The Board of County Commissioners is likely to take up the county’s ordinances pertaining to Leave No Trace and RVs during Tuesday’s monthly meeting.
Meeting agendas are typically released the Thursday prior to the meeting, after press time, however, neither ordinance was on the agenda last month and both were discussed at some length.
The tenor of that discussion revolved primarily around Leave No Trace and the lack of enforcement of some provisions pertaining to personal property left on the beaches.
County administrator Michael Hammond recommended that commissioners “redline” portions of the ordinance, maintaining those that focus on beach safety and eliminating provisions that are contrary to a “common sense” approach.
Hammond said the ordinance was a “nightmare” to enforce and an “overreach” by the BOCC that approved it nearly five years ago.

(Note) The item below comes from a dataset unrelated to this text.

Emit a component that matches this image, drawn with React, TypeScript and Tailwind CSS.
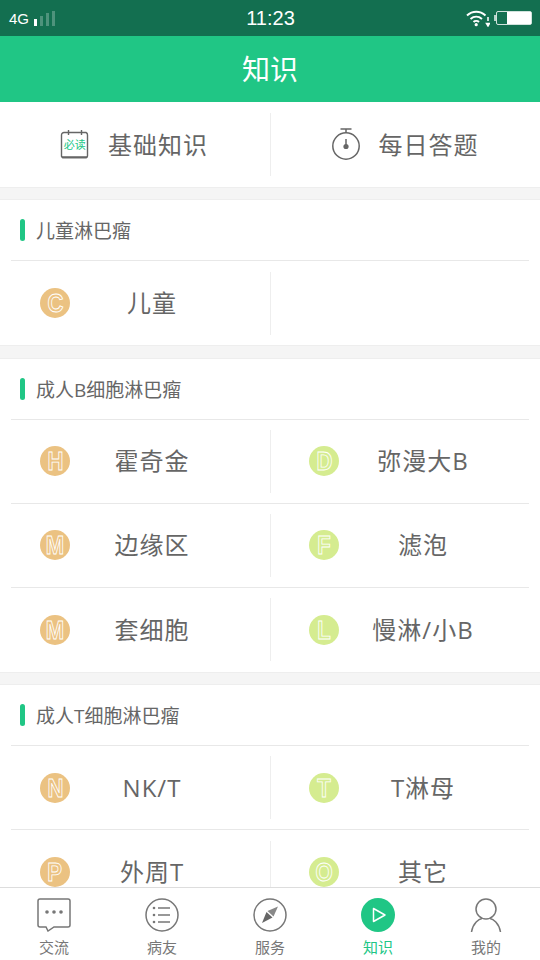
import { ReactNode } from "react";

const ORANGE = "bg-[#ebc282]";
const LIME = "bg-[#d5ec90]";

function LetterIcon({ letter, tone }: { letter: string; tone: string }) {
  return (
    <div className={`w-[30px] h-[30px] rounded-full flex items-center justify-center shrink-0 ${tone}`}>
      <span className="scale-x-[0.85] font-['Liberation_Sans',sans-serif] font-bold text-[26px] leading-none text-transparent [-webkit-text-stroke:0.9px_#ffffff]">
        {letter}
      </span>
    </div>
  );
}

function Cell({ letter, tone, label, second }: { letter: string; tone: string; label: string; second?: boolean }) {
  return (
    <div className="relative flex-1 h-full flex items-center">
      <div className={`w-[84px] shrink-0 flex ${second ? "pl-[38px]" : "pl-[40px]"}`}>
        <LetterIcon letter={letter} tone={tone} />
      </div>
      <span className="w-[136px] text-center text-[24px] tracking-[1px] leading-none text-[#666666] whitespace-nowrap">{label}</span>
    </div>
  );
}

function Row({ left, right, last }: { left: ReactNode; right?: ReactNode; last?: boolean }) {
  return (
    <div className={`h-[84px] mx-[11px] flex items-center ${last ? "" : "border-b border-[#e8e8e8]"}`}>
      <div className="w-[270px] -ml-[11px] h-full flex items-center shrink-0">{left}</div>
      <div className="w-px h-[63px] bg-[#eeeeee] shrink-0" />
      <div className="flex-1 h-full flex items-center">{right}</div>
    </div>
  );
}

function SectionHead({ title }: { title: string }) {
  return (
    <div className="h-[61px] mx-[11px] border-b border-[#e8e8e8] flex items-center pl-[9px] gap-[11px]">
      <div className="w-[5px] h-[22px] rounded-full bg-[#20c685]" />
      <span className="mt-[3px] text-[19px] leading-none text-[#666666] whitespace-nowrap">{title}</span>
    </div>
  );
}

function Gap() {
  return <div className="h-[13.5px] bg-[#f5f5f5] border-y border-[#eeeeee] shrink-0" />;
}

function Tab({ label, active, children }: { label: string; active?: boolean; children: ReactNode }) {
  return (
    <div className="flex-1 flex flex-col items-center pt-[9px]">
      <div className="h-[36px] flex items-center justify-center">{children}</div>
      <span className={`mt-[7px] text-[15px] leading-none ${active ? "text-[#20c685]" : "text-[#777777]"}`}>{label}</span>
    </div>
  );
}

export default function App() {
  return (
    <div className="w-[540px] h-[960px] overflow-hidden flex flex-col bg-white font-['Open_Sans','Noto_Sans_CJK_SC',sans-serif]">
      {/* status bar */}
      <div className="h-[36px] bg-[#136f50] flex items-center justify-between pl-[9px] pr-[8px] text-white shrink-0">
        <div className="w-[200px] flex items-center gap-[5px]">
          <span className="text-[15px] leading-none font-['Liberation_Sans',sans-serif]">4G</span>
          <div className="flex items-end gap-[3px] h-[15px]">
            <div className="w-[3px] h-[7px] bg-white" />
            <div className="w-[3px] h-[10px] bg-white/25" />
            <div className="w-[3px] h-[13px] bg-white/25" />
            <div className="w-[3px] h-[15px] bg-white/25" />
          </div>
        </div>
        <span className="text-[20px] leading-none font-['Liberation_Sans',sans-serif]">11:23</span>
        <div className="w-[200px] flex items-center justify-end gap-[6px]">
          <svg width="24" height="18" viewBox="0 0 24 18" fill="none" stroke="#fff" strokeWidth="2">
            <path d="M1 6.5C6.5 1.5 14 1.5 19.5 6.5" />
            <path d="M4.5 10C8 7 12.5 7 16 10" />
            <path d="M7.5 13C9 11.6 11.5 11.6 13 13" />
            <circle cx="10.2" cy="15.7" r="1.6" fill="#fff" stroke="none" />
            <path d="M22 8v4M20.5 14.5h3l-1.5 2.5z" strokeWidth="1.5" />
          </svg>
          <div className="relative w-[36px] h-[14px] border border-white/80 rounded-[2px] flex justify-end">
            <div className="absolute -left-[3px] top-[3px] w-[2px] h-[6px] bg-white/70" />
            <div className="w-[24px] h-full bg-white" />
          </div>
        </div>
      </div>

      {/* header */}
      <div className="h-[66px] bg-[#20c685] flex items-center justify-center shrink-0">
        <span className="text-[28px] leading-none text-white">知识</span>
      </div>

      <div className="flex-1 min-h-0 overflow-hidden">
        {/* top shortcuts */}
        <div className="h-[84.5px] flex items-center">
          <div className="flex-1 flex items-center pl-[60px] gap-[18px]">
            <svg width="30" height="30" viewBox="0 0 30 30" fill="none" stroke="#666" strokeWidth="1.4">
              <path d="M4 3.5h22a2.5 2.5 0 0 1 1.5 2.5v21q0 1.5-1.5 1.5H3q-1.5 0-1.5-1.5V6A2.5 2.5 0 0 1 4 3.5z" />
              <path d="M8.5 1v5M21.5 1v5" />
              <path d="M2 28.3h25" strokeWidth="2" />
              <text x="14.7" y="20" textAnchor="middle" fontSize="11" fill="#20c685" stroke="none" fontFamily="'Noto Sans CJK SC',sans-serif">必读</text>
            </svg>
            <span className="mt-[2px] text-[24px] tracking-[1px] leading-none text-[#666666] whitespace-nowrap">基础知识</span>
          </div>
          <div className="w-px h-[63px] bg-[#eeeeee]" />
          <div className="flex-1 flex items-center pl-[60px] gap-[18px]">
            <svg width="30" height="33" viewBox="0 0 30 33" fill="none" stroke="#666" strokeWidth="1.5">
              <circle cx="15" cy="18" r="13.2" />
              <path d="M9.5 1h11M15 1v4" />
              <path d="M15 11v7" />
              <circle cx="15" cy="18.5" r="2.6" fill="#666" stroke="none" />
            </svg>
            <span className="mt-[2px] text-[24px] tracking-[1px] leading-none text-[#666666] whitespace-nowrap">每日答题</span>
          </div>
        </div>
        <Gap />

        <SectionHead title="儿童淋巴瘤" />
        <Row last left={<Cell letter="C" tone={ORANGE} label="儿童" />} />
        <Gap />

        <SectionHead title="成人B细胞淋巴瘤" />
        <Row left={<Cell letter="H" tone={ORANGE} label="霍奇金" />} right={<Cell second letter="D" tone={LIME} label="弥漫大B" />} />
        <Row left={<Cell letter="M" tone={ORANGE} label="边缘区" />} right={<Cell second letter="F" tone={LIME} label="滤泡" />} />
        <Row last left={<Cell letter="M" tone={ORANGE} label="套细胞" />} right={<Cell second letter="L" tone={LIME} label="慢淋/小B" />} />
        <Gap />

        <SectionHead title="成人T细胞淋巴瘤" />
        <Row left={<Cell letter="N" tone={ORANGE} label="NK/T" />} right={<Cell second letter="T" tone={LIME} label="T淋母" />} />
        <Row last left={<Cell letter="P" tone={ORANGE} label="外周T" />} right={<Cell second letter="O" tone={LIME} label="其它" />} />
      </div>

      {/* tab bar */}
      <div className="h-[73px] border-t border-[#dddddd] bg-white flex shrink-0">
        <Tab label="交流">
          <svg width="34" height="34" viewBox="0 0 34 34" fill="none" stroke="#777" strokeWidth="1.5">
            <path d="M3 1h28a2 2 0 0 1 2 2v24a2 2 0 0 1-2 2H17l-6 4-2-4H3a2 2 0 0 1-2-2V3a2 2 0 0 1 2-2z" />
            <circle cx="10" cy="14" r="1.8" fill="#777" stroke="none" />
            <circle cx="17" cy="14" r="1.8" fill="#777" stroke="none" />
            <circle cx="24" cy="14" r="1.8" fill="#777" stroke="none" />
          </svg>
        </Tab>
        <Tab label="病友">
          <svg width="34" height="34" viewBox="0 0 34 34" fill="none" stroke="#777" strokeWidth="1.5">
            <circle cx="17" cy="17" r="16" />
            <path d="M13 10h12M13 17h12M13 24h12" />
            <circle cx="9" cy="10" r="1.3" fill="#777" stroke="none" />
            <circle cx="9" cy="17" r="1.3" fill="#777" stroke="none" />
            <circle cx="9" cy="24" r="1.3" fill="#777" stroke="none" />
          </svg>
        </Tab>
        <Tab label="服务">
          <svg width="34" height="34" viewBox="0 0 34 34" fill="none" stroke="#777" strokeWidth="1.5">
            <circle cx="17" cy="17" r="16" />
            <path d="M9 25L13.5 14L19.5 19.5z" fill="#666" stroke="none" />
            <path d="M14.5 13L25 8.5L20.5 18.5z" fill="#888" stroke="none" />
          </svg>
        </Tab>
        <Tab label="知识" active>
          <svg width="34" height="34" viewBox="0 0 34 34" fill="none">
            <circle cx="17" cy="17" r="17" fill="#20c685" />
            <path d="M12.5 10.5L24 17L12.5 23.5z" stroke="#fff" strokeWidth="1.5" strokeLinejoin="round" />
          </svg>
        </Tab>
        <Tab label="我的">
          <svg width="32" height="34" viewBox="0 0 32 34" fill="none" stroke="#777" strokeWidth="1.5">
            <circle cx="16" cy="11" r="10" />
            <path d="M1.5 34C3 25 9 21 12 20.5M30.5 34C29 25 23 21 20 20.5" />
          </svg>
        </Tab>
      </div>
    </div>
  );
}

The BOCC has never devoted the funds or manpower to enforcement of all provisions of Leave No Trace, opting instead for an education effort, which many argue has run its course.
The board had a Wednesday morning workshop to receive public comment before taking formal action Tuesday.
In two public forums sponsored by the Coastal Community Association of Gulf County and attended by residents from across the coastal areas of the county, common ground was found around urging commissioners to step back from any revisions.
From there, allow a citizens committee to work as a liaison with county staff in reviewing Leave No Trace for recommendations to the board.
Discussed during those public forums have been informal and formal online surveys that showed a solid majority of responding residents and visitors supported a Leave No Trace ordinance and its enforcement.
The Northwest Florida Office of the Defenders of Wildlife weighed in to the debate against the backdrop of a Habitat Conservation Plan which, now in its fifth draft and several years of back-and-forth with federal agencies, the county and those agencies have yet to approve.
That plan would leave the oversight of development permitting, as they pertain to federal guidelines under the Endangered Species Act, to the county.
The Defenders of Wildlife, a national non-profit founded in 1947, has 200 members and supporters in Gulf County and over 50,000 in Florida.
In his letter to commissioners, Senior Representative Kent Wimmer, said the findings portion of the county’s LNT ordinance, which he noted is intended to “comply” with Florida law, provides a road map for the ordinance.
The findings include Gulf County is “at the core” of a Forgotten Coast known for “pristine beaches, critical environmental habitats and state restricted lands and parks” and LNT “has a vital role” in preserving and enhancing the natural environment.
Sea turtles and other protected species find natural habitat on the local beaches, the ordinance details.
And, the findings continue, items left behind on the beaches are safety hazards, obstacles and “adversely affect tourism … economic interests … and can be an obstruction for sea turtles and other protected species.”
“In order to protect and maintain the use of the Public Beach for residents, tourists, visitors, wildlife and maintenance crews, the overnight placement of items of personal property on the Public Beach must be … prohibited,” continues the language of the county’s ordinance, Wimmer wrote.
Wimmer wrote that the LNT ordinance adheres to two of the seven principles of leave no trace, which is actually a term originated in forestry management: respecting wildlife and being considerate of other visitors.
Recovery plans for several endangered or threatened species of turtles also require the same actions as found in the LNT ordinance.
Wimmer also noted that the fifth draft of the HCP “consistently references the LNT ordinance, which would make it one of the County’s most frequently used tools to avoid and minimize human impacts on sea turtles, beach mice and shore birds.”
Wimmer later wrote, “The County’s sudden about-face on the LNT ordinance would create even more distance between measures (in the current draft of the HCP) and the measures necessary to achieve compliance with the ESA.”
If commissioners proceed as indicated last month, the board will also take up a recommendation from Hammond to strike the current RV ordinance in its entirety.
That would return the county to the language of the land development regulations which allow one RV per lot regardless of geographical location in the county.
The current ordinance prohibits an RV within one mile of open coastal waters save for two seven-day permits per year.
After initial passage, the communities of Highland View, Oak Grove and St. Joe Beach were removed from the provisions of the ordinance.